:: STATED PROBLEM ::
Repeat the listing word for word. No pictures belong in the copy.
____
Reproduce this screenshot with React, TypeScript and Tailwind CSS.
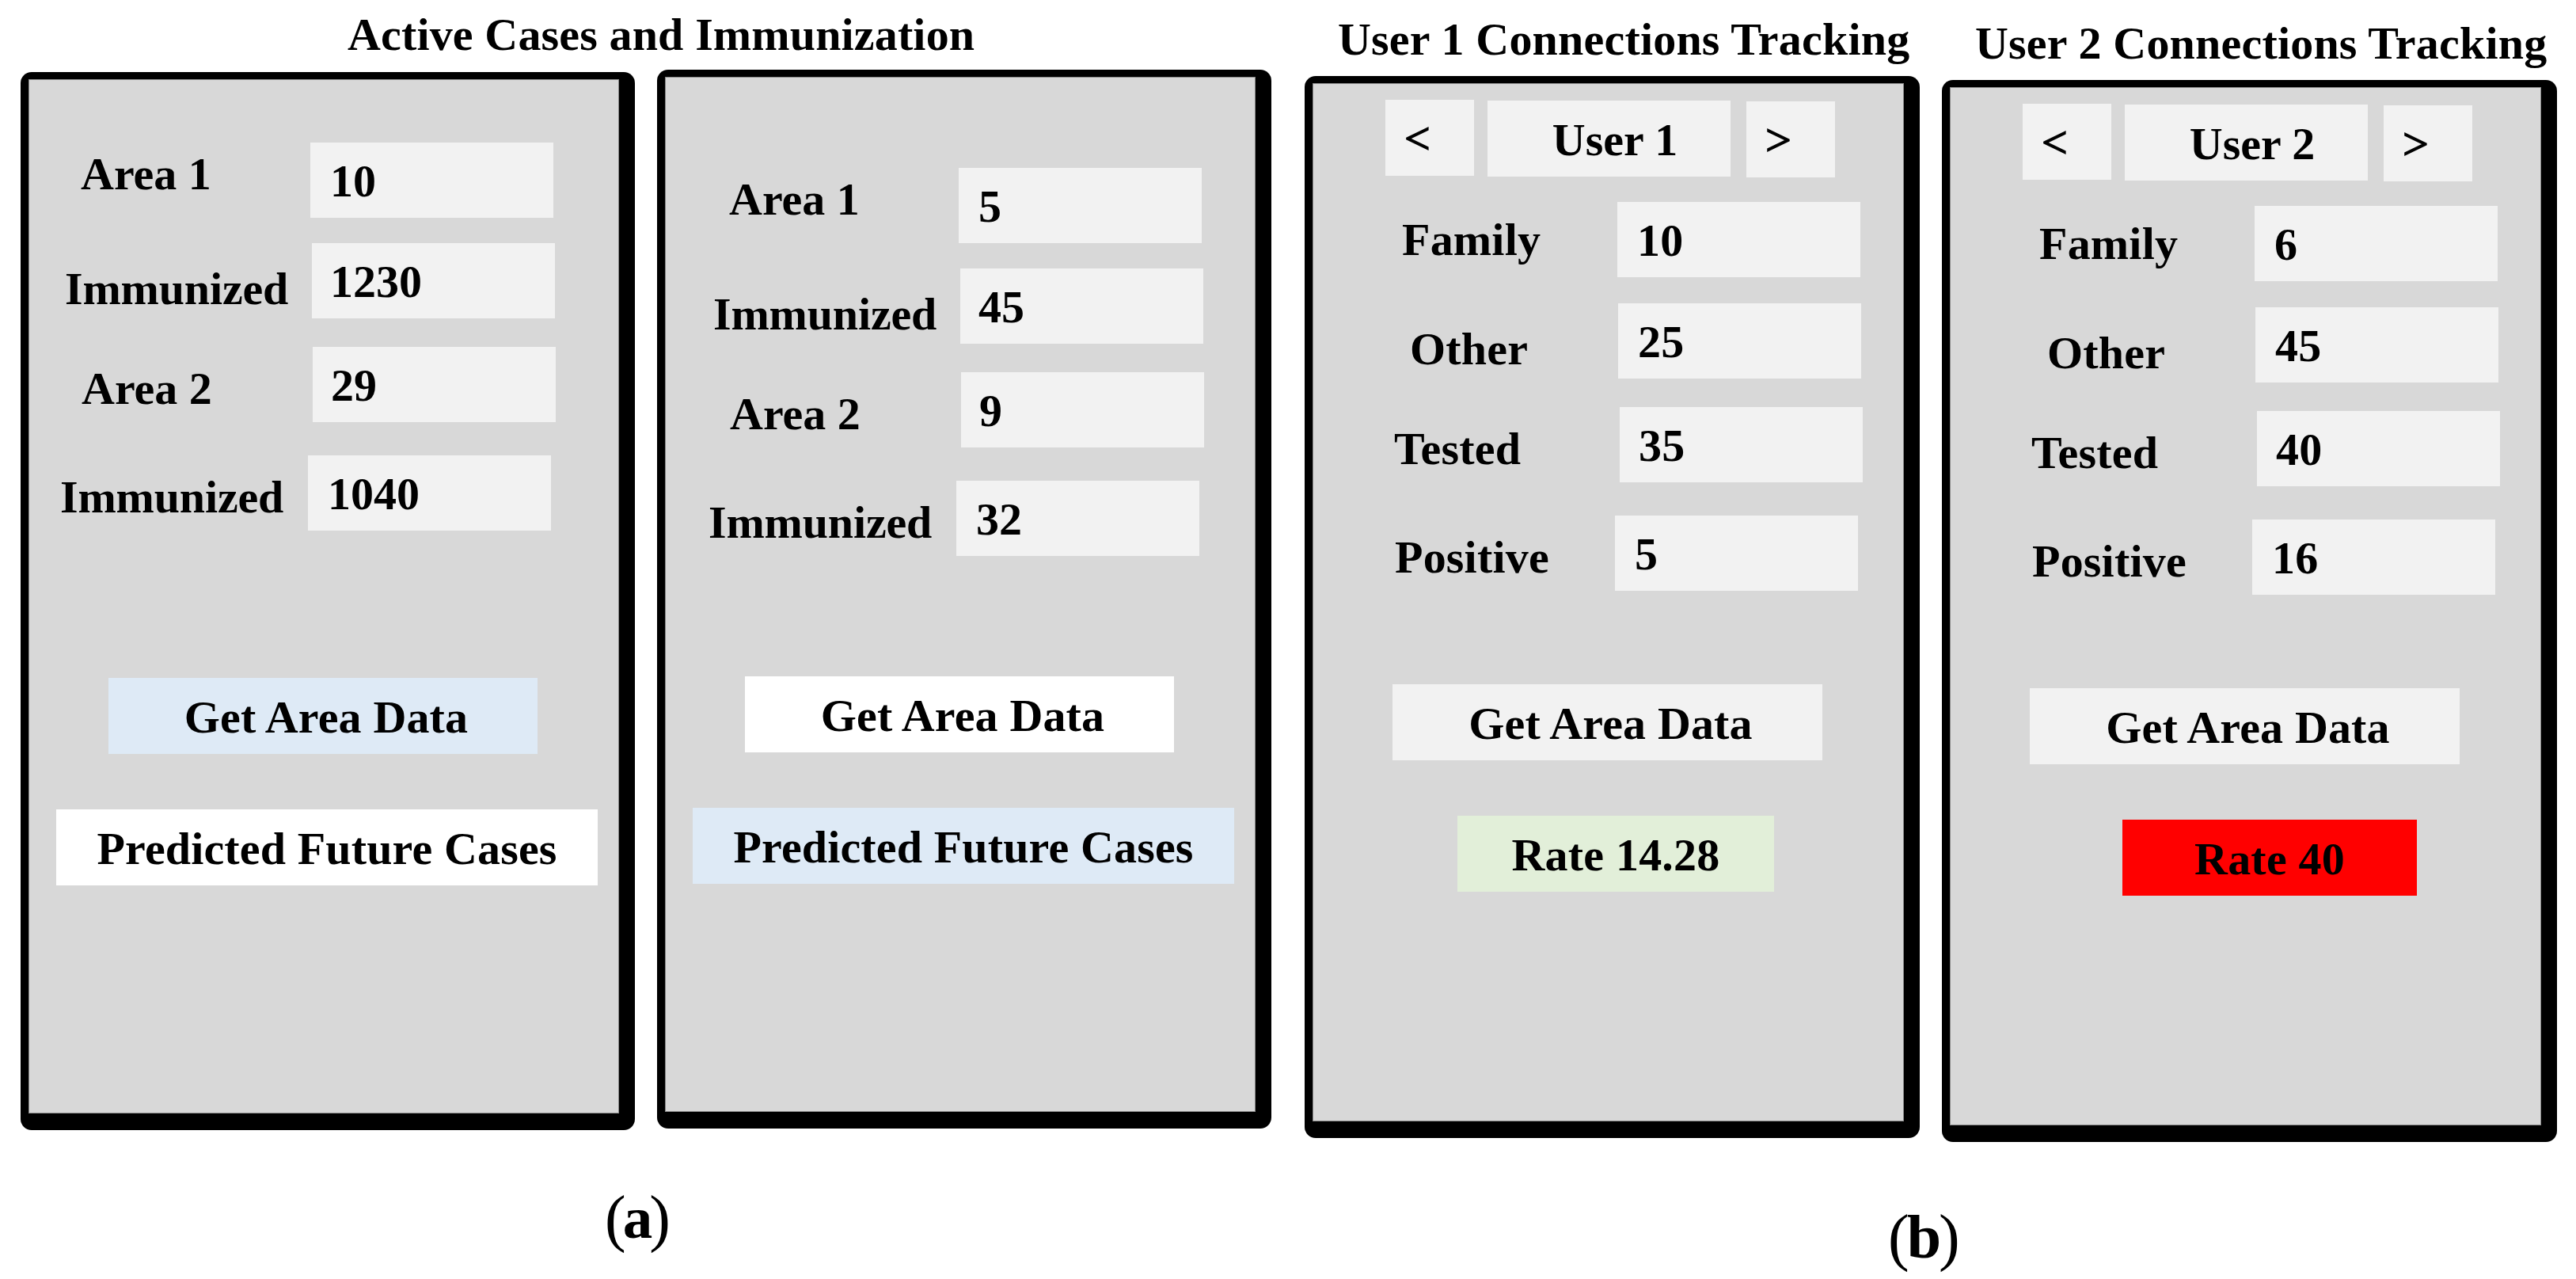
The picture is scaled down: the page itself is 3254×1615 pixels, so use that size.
import React from 'react';
import clsx from 'clsx';

type RowProps = {
  label: string;
  value: string;
  className: string;
  labelClassName: string;
  fieldClassName?: string;
};

const Row = ({ label, value, className, labelClassName, fieldClassName = 'pl-[25px]' }: RowProps) => (
  <div className={clsx('flex items-start', className)}>
    <span className={clsx('shrink-0', labelClassName)}>{label}</span>
    <div className={clsx('h-[95px] w-[307px] shrink-0 bg-[#f2f2f2] pt-5', fieldClassName)}>{value}</div>
  </div>
);

const Panel = ({ className, children }: { className: string; children: React.ReactNode }) => (
  <div className={clsx('shrink-0 rounded-[14px] bg-black pt-[9px] pl-[10px] pr-5 pb-[21px]', className)}>
    <div className="h-full w-full border border-[#8a8a8a] bg-[#d8d8d8]">{children}</div>
  </div>
);

type AreaPanelProps = {
  className: string;
  fieldsClassName: string;
  buttonsClassName: string;
  values: string[];
  getClassName: string;
  predictClassName: string;
};

const AreaPanel = ({ className, fieldsClassName, buttonsClassName, values, getClassName, predictClassName }: AreaPanelProps) => (
  <Panel className={className}>
    {/* Area fields */}
    <div className={fieldsClassName}>
      <Row label="Area 1" value={values[0]} className="h-[127px]" labelClassName="w-[355px] pl-[65px] pt-[11px]" />
      <Row
        label="Immunized"
        value={values[1]}
        className="h-[131px]"
        labelClassName="w-[357px] pl-[45px] pt-[29px] tracking-[-0.15px]"
        fieldClassName="pl-[23px]"
      />
      <Row
        label="Area 2"
        value={values[2]}
        className="h-[137px]"
        labelClassName="w-[358px] pl-[66px] pt-6"
        fieldClassName="pl-[23px]"
      />
      <Row label="Immunized" value={values[3]} className="h-24" labelClassName="w-[352px] pl-[39px] pt-6 tracking-[-0.15px]" />
    </div>

    {/* Actions */}
    <div className={clsx('tracking-[0.15px]', buttonsClassName)}>
      <div className={clsx('ml-[100px] h-24 w-[542px] pt-[21px] pl-[8px] text-center', getClassName)}>Get Area Data</div>
      <div className={clsx('ml-[34px] mt-[70px] h-24 w-[684px] pt-[21px] text-center', predictClassName)}>
        Predicted Future Cases
      </div>
    </div>
  </Panel>
);

type UserPanelProps = {
  user: string;
  values: string[];
  rate: string;
  rateClassName: string;
};

const UserPanel = ({ user, values, rate, rateClassName }: UserPanelProps) => (
  <Panel className="h-[1341px] w-[777px]">
    {/* User switcher */}
    <div className="flex items-start pl-[91px] pt-5">
      <div className="h-24 w-28 bg-[#f2f2f2] pl-6 pt-5 font-normal [-webkit-text-stroke:1.5px_black]">&lt;</div>
      <div className="ml-[17px] mt-px h-24 w-[307px] bg-[#f2f2f2] pl-[15px] pt-[21px] text-center">{user}</div>
      <div className="ml-5 mt-0.5 h-24 w-28 bg-[#f2f2f2] pl-6 pt-5 font-normal [-webkit-text-stroke:1.5px_black]">&gt;</div>
    </div>

    {/* Connections */}
    <div className="mt-[31px] tracking-[0.2px]">
      <Row label="Family" value={values[0]} className="h-[128px]" labelClassName="w-[384px] pl-[112px] pt-[19px]" />
      <Row label="Other" value={values[1]} className="h-[131px]" labelClassName="w-[385px] pl-[122px] pt-[29px]" />
      <Row
        label="Tested"
        value={values[2]}
        className="h-[137px]"
        labelClassName="w-[387px] pl-[102px] pt-6"
        fieldClassName="pl-6"
      />
      <Row label="Positive" value={values[3]} className="h-24" labelClassName="w-[381px] pl-[103px] pt-6" />
    </div>

    <div className="ml-[100px] mt-[117px] h-24 w-[543px] bg-[#f2f2f2] pl-[8px] pt-[21px] text-center tracking-[0.15px]">
      Get Area Data
    </div>
    <div className={clsx('mt-[70px] h-24 pt-[21px] text-center tracking-[0.2px]', rateClassName)}>{rate}</div>
  </Panel>
);

const Caption = ({ letter, className, letterClassName }: { letter: string; className: string; letterClassName: string }) => (
  <div className={clsx('flex text-[80px] font-normal leading-none', className)}>
    (<span className={clsx('font-bold leading-[80px]', letterClassName)}>{letter}</span>)
  </div>
);

const App = () => {
  return (
    <main
      className="flex h-[1615px] w-[3254px] items-start overflow-hidden whitespace-nowrap bg-white text-[58px] font-bold leading-none text-black"
      style={{ fontFamily: '"Liberation Serif", "Times New Roman", serif' }}
    >
      {/* Active cases */}
      <section className="w-[1648px] shrink-0 pl-[26px] pt-[15px]">
        <h2 className="pl-[413px] tracking-[0.15px]">Active Cases and Immunization</h2>
        <div className="mt-[15px] flex items-start gap-7">
          <AreaPanel
            className="mt-[3px] h-[1336px] w-[776px]"
            fieldsClassName="pt-[79px]"
            buttonsClassName="mt-[185px]"
            values={['10', '1230', '29', '1040']}
            getClassName="bg-[#deeaf6]"
            predictClassName="bg-white"
          />
          <AreaPanel
            className="h-[1337px] w-[776px]"
            fieldsClassName="pl-[15px] pt-[114px]"
            buttonsClassName="mt-[151px]"
            values={['5', '45', '9', '32']}
            getClassName="bg-white"
            predictClassName="bg-[#deeaf6]"
          />
        </div>
        <Caption letter="a" className="mt-[71px] pl-[738px]" letterClassName="-mx-1 text-[75px]" />
      </section>

      {/* Connections tracking */}
      <section className="shrink-0">
        <div className="flex items-start gap-7">
          <div className="w-[777px] pt-[21px]">
            <h2 className="mb-[17px] pl-[42px] tracking-[0.2px]">User 1 Connections Tracking</h2>
            <UserPanel user="User 1" values={['10', '25', '35', '5']} rate="Rate 14.28" rateClassName="ml-[182px] w-[400px] bg-[#e2efd9]" />
          </div>
          <div className="w-[777px] pt-[26px]">
            <h2 className="mb-[17px] pl-[42px] tracking-[0.2px]">User 2 Connections Tracking</h2>
            <UserPanel user="User 2" values={['6', '45', '40', '16']} rate="Rate 40" rateClassName="ml-[217px] w-[372px] bg-[#ff0000]" />
          </div>
        </div>
        <Caption letter="b" className="mt-[80px] pl-[737px]" letterClassName="-mx-[3px] text-[78px]" />
      </section>
    </main>
  );
};

export default App;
____
:: EXERCISE RESULT ::
Reproduce this screenshot with React, TypeScript and Tailwind CSS.
The picture is scaled down: the page itself is 3254×1615 pixels, so use that size.
import React from 'react';
import clsx from 'clsx';

type RowProps = {
  label: string;
  value: string;
  className: string;
  labelClassName: string;
  fieldClassName?: string;
};

const Row = ({ label, value, className, labelClassName, fieldClassName = 'pl-[25px]' }: RowProps) => (
  <div className={clsx('flex items-start', className)}>
    <span className={clsx('shrink-0', labelClassName)}>{label}</span>
    <div className={clsx('h-[95px] w-[307px] shrink-0 bg-[#f2f2f2] pt-5', fieldClassName)}>{value}</div>
  </div>
);

const Panel = ({ className, children }: { className: string; children: React.ReactNode }) => (
  <div className={clsx('shrink-0 rounded-[14px] bg-black pt-[9px] pl-[10px] pr-5 pb-[21px]', className)}>
    <div className="h-full w-full border border-[#8a8a8a] bg-[#d8d8d8]">{children}</div>
  </div>
);

type AreaPanelProps = {
  className: string;
  fieldsClassName: string;
  buttonsClassName: string;
  values: string[];
  getClassName: string;
  predictClassName: string;
};

const AreaPanel = ({ className, fieldsClassName, buttonsClassName, values, getClassName, predictClassName }: AreaPanelProps) => (
  <Panel className={className}>
    {/* Area fields */}
    <div className={fieldsClassName}>
      <Row label="Area 1" value={values[0]} className="h-[127px]" labelClassName="w-[355px] pl-[65px] pt-[11px]" />
      <Row
        label="Immunized"
        value={values[1]}
        className="h-[131px]"
        labelClassName="w-[357px] pl-[45px] pt-[29px] tracking-[-0.15px]"
        fieldClassName="pl-[23px]"
      />
      <Row
        label="Area 2"
        value={values[2]}
        className="h-[137px]"
        labelClassName="w-[358px] pl-[66px] pt-6"
        fieldClassName="pl-[23px]"
      />
      <Row label="Immunized" value={values[3]} className="h-24" labelClassName="w-[352px] pl-[39px] pt-6 tracking-[-0.15px]" />
    </div>

    {/* Actions */}
    <div className={clsx('tracking-[0.15px]', buttonsClassName)}>
      <div className={clsx('ml-[100px] h-24 w-[542px] pt-[21px] pl-[8px] text-center', getClassName)}>Get Area Data</div>
      <div className={clsx('ml-[34px] mt-[70px] h-24 w-[684px] pt-[21px] text-center', predictClassName)}>
        Predicted Future Cases
      </div>
    </div>
  </Panel>
);

type UserPanelProps = {
  user: string;
  values: string[];
  rate: string;
  rateClassName: string;
};

const UserPanel = ({ user, values, rate, rateClassName }: UserPanelProps) => (
  <Panel className="h-[1341px] w-[777px]">
    {/* User switcher */}
    <div className="flex items-start pl-[91px] pt-5">
      <div className="h-24 w-28 bg-[#f2f2f2] pl-6 pt-5 font-normal [-webkit-text-stroke:1.5px_black]">&lt;</div>
      <div className="ml-[17px] mt-px h-24 w-[307px] bg-[#f2f2f2] pl-[15px] pt-[21px] text-center">{user}</div>
      <div className="ml-5 mt-0.5 h-24 w-28 bg-[#f2f2f2] pl-6 pt-5 font-normal [-webkit-text-stroke:1.5px_black]">&gt;</div>
    </div>

    {/* Connections */}
    <div className="mt-[31px] tracking-[0.2px]">
      <Row label="Family" value={values[0]} className="h-[128px]" labelClassName="w-[384px] pl-[112px] pt-[19px]" />
      <Row label="Other" value={values[1]} className="h-[131px]" labelClassName="w-[385px] pl-[122px] pt-[29px]" />
      <Row
        label="Tested"
        value={values[2]}
        className="h-[137px]"
        labelClassName="w-[387px] pl-[102px] pt-6"
        fieldClassName="pl-6"
      />
      <Row label="Positive" value={values[3]} className="h-24" labelClassName="w-[381px] pl-[103px] pt-6" />
    </div>

    <div className="ml-[100px] mt-[117px] h-24 w-[543px] bg-[#f2f2f2] pl-[8px] pt-[21px] text-center tracking-[0.15px]">
      Get Area Data
    </div>
    <div className={clsx('mt-[70px] h-24 pt-[21px] text-center tracking-[0.2px]', rateClassName)}>{rate}</div>
  </Panel>
);

const Caption = ({ letter, className, letterClassName }: { letter: string; className: string; letterClassName: string }) => (
  <div className={clsx('flex text-[80px] font-normal leading-none', className)}>
    (<span className={clsx('font-bold leading-[80px]', letterClassName)}>{letter}</span>)
  </div>
);

const App = () => {
  return (
    <main
      className="flex h-[1615px] w-[3254px] items-start overflow-hidden whitespace-nowrap bg-white text-[58px] font-bold leading-none text-black"
      style={{ fontFamily: '"Liberation Serif", "Times New Roman", serif' }}
    >
      {/* Active cases */}
      <section className="w-[1648px] shrink-0 pl-[26px] pt-[15px]">
        <h2 className="pl-[413px] tracking-[0.15px]">Active Cases and Immunization</h2>
        <div className="mt-[15px] flex items-start gap-7">
          <AreaPanel
            className="mt-[3px] h-[1336px] w-[776px]"
            fieldsClassName="pt-[79px]"
            buttonsClassName="mt-[185px]"
            values={['10', '1230', '29', '1040']}
            getClassName="bg-[#deeaf6]"
            predictClassName="bg-white"
          />
          <AreaPanel
            className="h-[1337px] w-[776px]"
            fieldsClassName="pl-[15px] pt-[114px]"
            buttonsClassName="mt-[151px]"
            values={['5', '45', '9', '32']}
            getClassName="bg-white"
            predictClassName="bg-[#deeaf6]"
          />
        </div>
        <Caption letter="a" className="mt-[71px] pl-[738px]" letterClassName="-mx-1 text-[75px]" />
      </section>

      {/* Connections tracking */}
      <section className="shrink-0">
        <div className="flex items-start gap-7">
          <div className="w-[777px] pt-[21px]">
            <h2 className="mb-[17px] pl-[42px] tracking-[0.2px]">User 1 Connections Tracking</h2>
            <UserPanel user="User 1" values={['10', '25', '35', '5']} rate="Rate 14.28" rateClassName="ml-[182px] w-[400px] bg-[#e2efd9]" />
          </div>
          <div className="w-[777px] pt-[26px]">
            <h2 className="mb-[17px] pl-[42px] tracking-[0.2px]">User 2 Connections Tracking</h2>
            <UserPanel user="User 2" values={['6', '45', '40', '16']} rate="Rate 40" rateClassName="ml-[217px] w-[372px] bg-[#ff0000]" />
          </div>
        </div>
        <Caption letter="b" className="mt-[80px] pl-[737px]" letterClassName="-mx-[3px] text-[78px]" />
      </section>
    </main>
  );
};

export default App;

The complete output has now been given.